When he visited Barbados and Jamaica, Arango y Parreño made detailed observations about the two British sugar island's sugarcane cultivation, sugar and rum production.  After his voyage, many other Cuban planters followed his example by making similar fact-finding tours of the British Caribbean sugar colonies.

Arango y Parreño played an important role in convincing Cuban planters to adopt the latest innovations in the sugar industry.  He helped to convince them to adopt new sugarcane varieties like Otaheiti, and new types of processing that used steam, water and wind power.  Cuba's rise as a major slave-based sugar producer came during an era when there was growing international agitation for the abolition of slavery.  Arango y Parreño argued that slavery would eventually have to be abolished, but argued that the emancipation process should be left in the hands of Cuban colonists rather than imperial authorities in Spain (Blackburn, p. 318).  In the 1790s Arango y Parreño helped to pioneer the establishment of a transatlantic slave trade to Cuba, operated by Cuban and Spanish merchants from the island of Fernando Po off the coast of West Africa (Blackburn, p. 393).  Then, in the 1820s, Arango y Parreño emerged as an opponent of the slave trade.  This change of position may have reflected Cuban planters' fears of growing numbers of African slaves and their distrust of slave traders who had close ties to Spanish colonial officials (Blackburn, p. 395).  He died on March 21, 1837.

References 
Robin Blackburn.
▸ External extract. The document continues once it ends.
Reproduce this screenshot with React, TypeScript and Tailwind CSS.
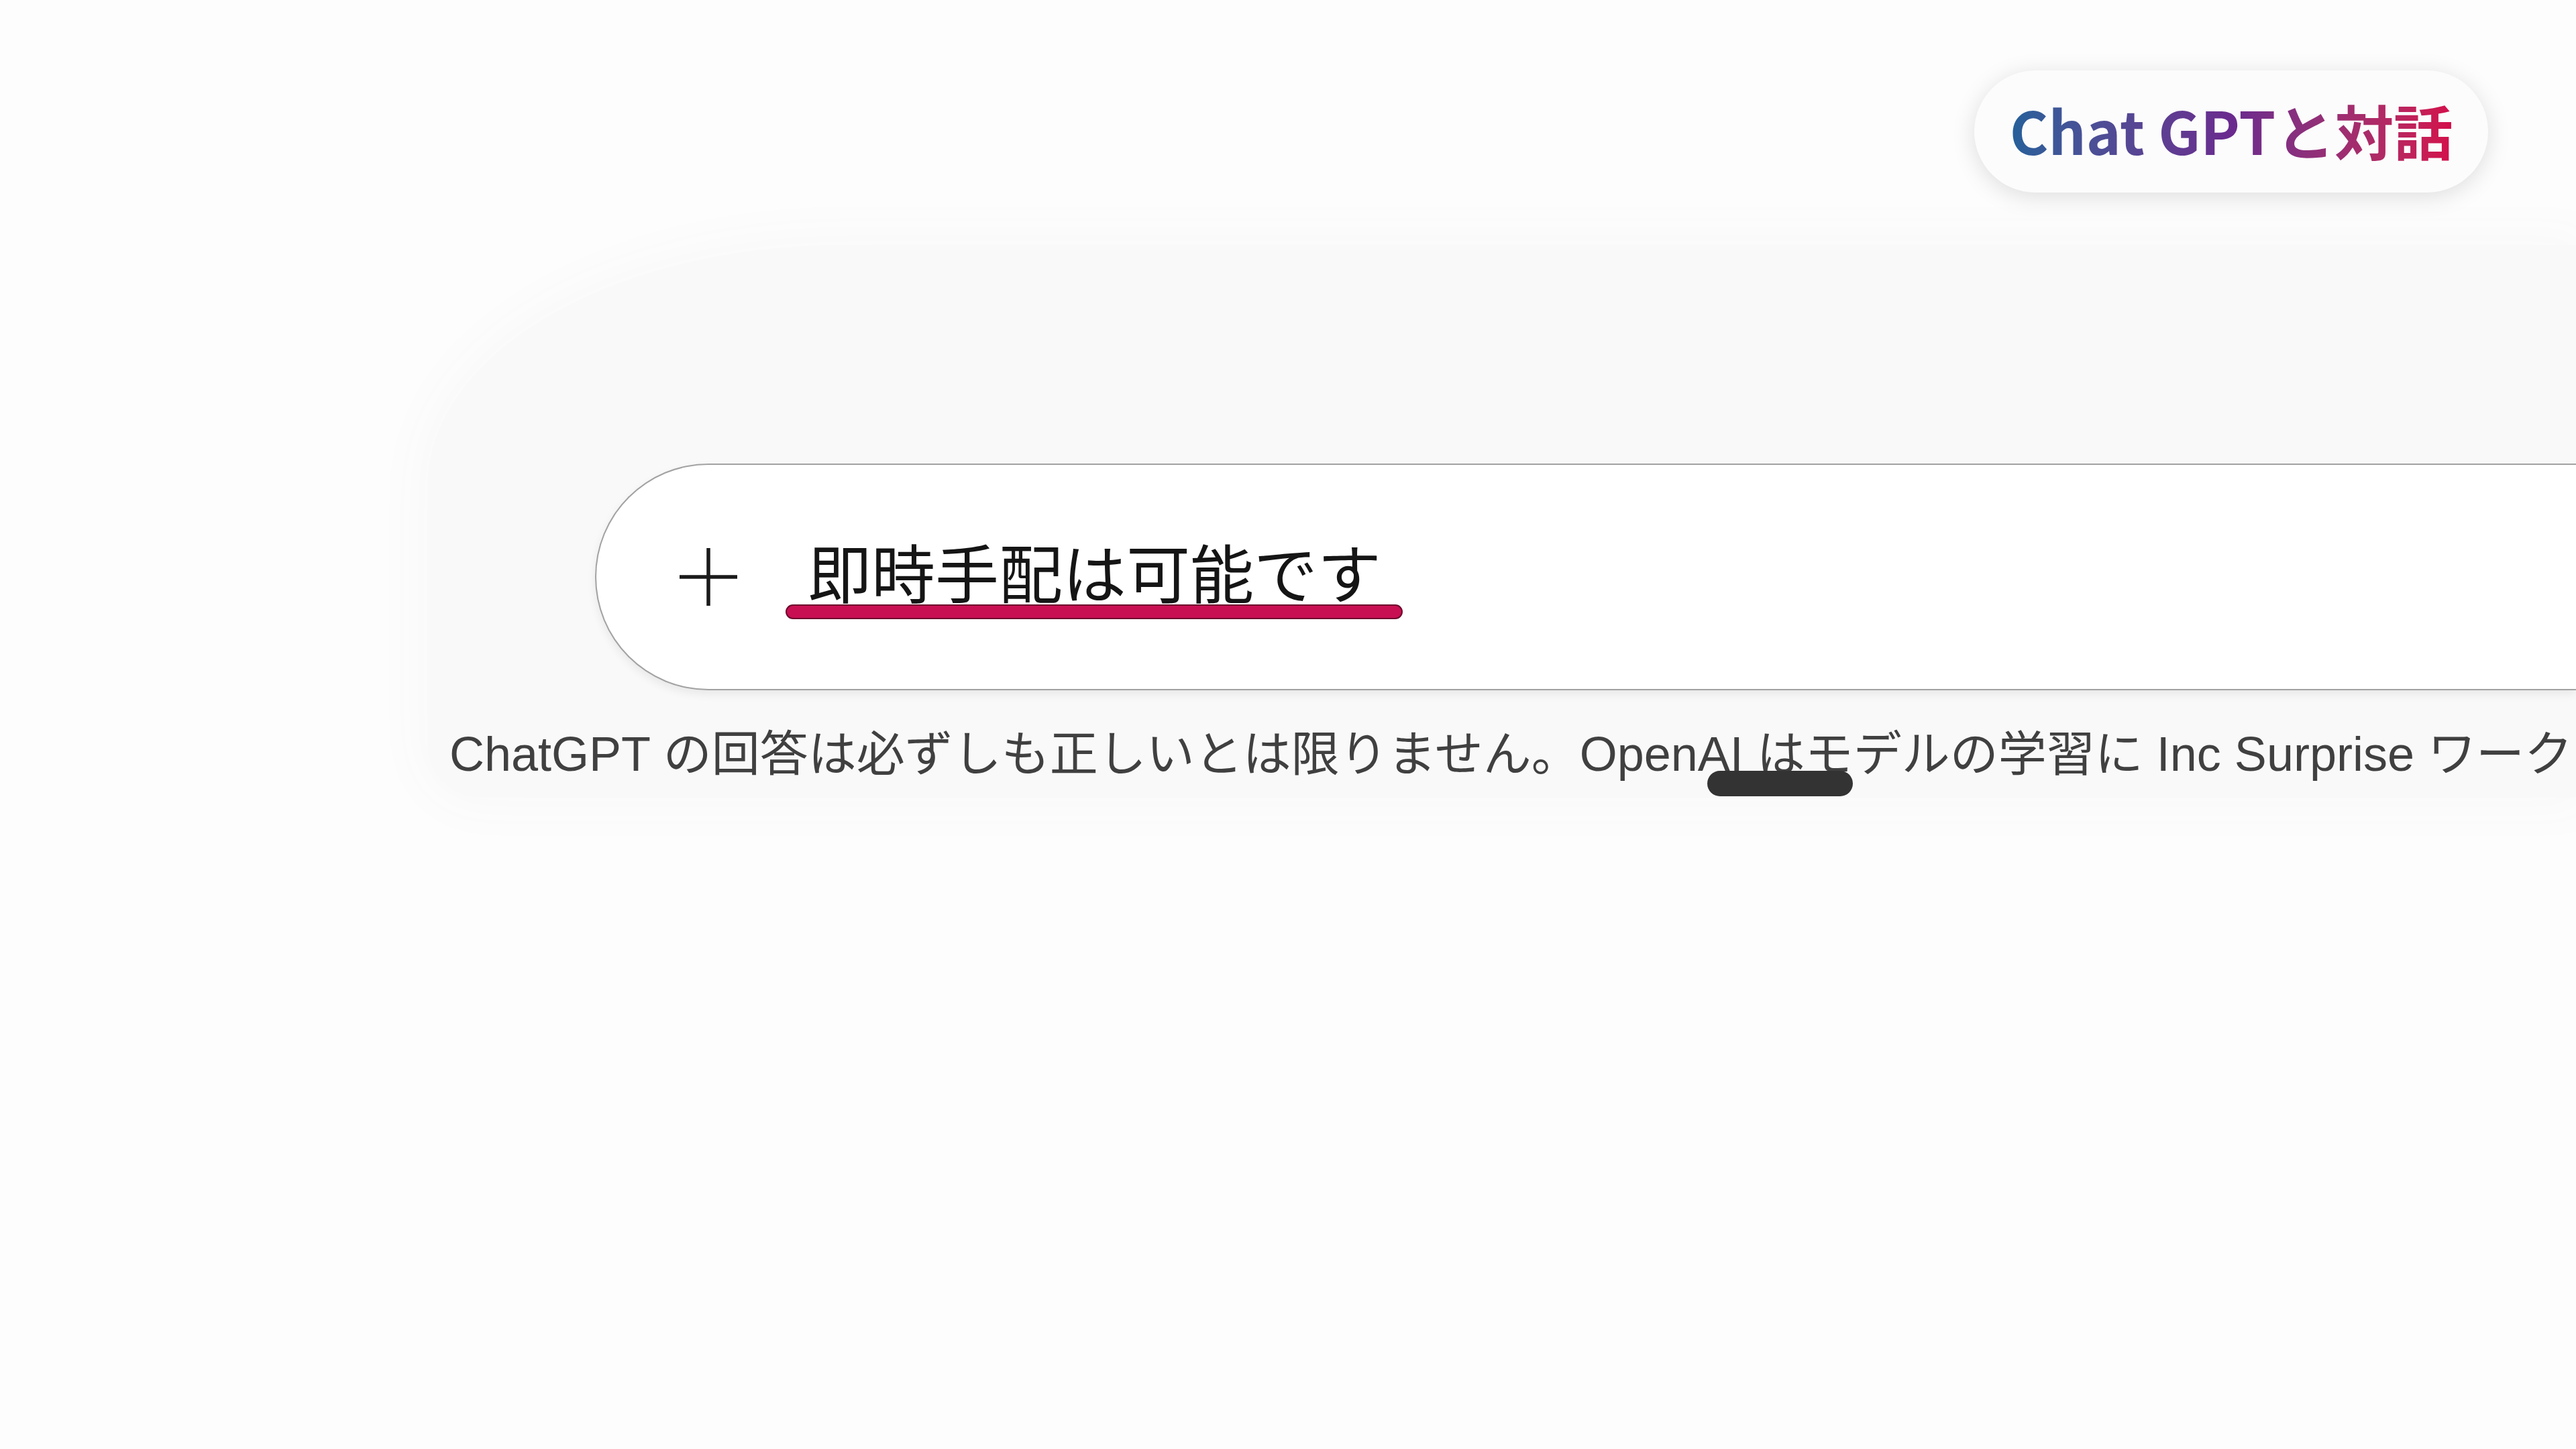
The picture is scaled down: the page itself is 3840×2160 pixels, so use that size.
import React from 'react';

export default function App() {
  return (
    <div className="relative w-[3840px] h-[2160px] overflow-hidden bg-[#fdfdfd] font-['Liberation_Sans','Noto_Sans_CJK_JP',sans-serif]">
      <div className="flex justify-end pt-[105px] pr-[131px]">
        <div className="flex h-[182px] w-[766px] items-center justify-center rounded-full bg-[#fcfcfc] shadow-[0_6px_34px_rgba(0,0,0,0.13)]">
          <span className="bg-gradient-to-r from-[#23609a] via-[#6a2a8e] to-[#d40c4a] bg-clip-text pb-[6px] font-['Noto_Sans_CJK_JP',sans-serif] text-[88px] font-bold leading-none text-transparent">
            Chat GPTと対話
          </span>
        </div>
      </div>

      <div className="mt-[78px] ml-[637px] rounded-tl-[620px_360px] rounded-bl-[80px] bg-[#f9f9f9] pt-[326px] pl-[33px] pb-[22px] shadow-[0_0_70px_20px_#f9f9f9]">
        <div className="ml-[217px] flex h-[338px] items-center rounded-l-full border-2 border-r-0 border-[#a2a2a2] bg-white pl-[124px] shadow-[0_6px_14px_rgba(0,0,0,0.07)]">
          <svg width="86" height="86" viewBox="0 0 86 86" className="shrink-0">
            <path d="M43 0V86M0 43H86" stroke="#1a1a1a" strokeWidth="5.5" />
          </svg>
          <span className="relative mb-[20px] ml-[105px] font-['Noto_Sans_CJK_JP',sans-serif] text-[95px] leading-none text-[#151515]">
            <span className="absolute -left-[33px] -right-[32px] top-[98px] h-[22px] rounded-full border-2 border-[#6d0a2c] bg-[#c80f52]" />
            <span className="relative">即時手配は可能です</span>
          </span>
        </div>
        <p className="mt-[52px] whitespace-nowrap text-[72px] leading-[86px] text-[#404040]">
          ChatGPT の回答は必ずしも正しいとは限りません。OpenAI はモデルの学習に Inc Surprise ワークスペースのデータを使用しません。
        </p>
      </div>

      <div className="absolute left-[2545px] top-[1149px] h-[38px] w-[217px] rounded-full bg-[#333333]" />
    </div>
  );
}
The Overthrow of Colonial Slavery, 1776-1848 (1988).
Franklin Knight, "The Transformation of Cuban Agriculture 1763-1838", p. 69–79 in Hilary Beckles and Verene Shepherd (editors), Caribbean Slave Society and Economy: A Student Reader.  Kingston, Jamaica: Ian Randle Publishers Limited, 1991.
Stephan Palmié and Francisco A. Scarano (editors), The Caribbean: A History of the Region and Its Peoples.  Chicago: The University of Chicago Press, 2011.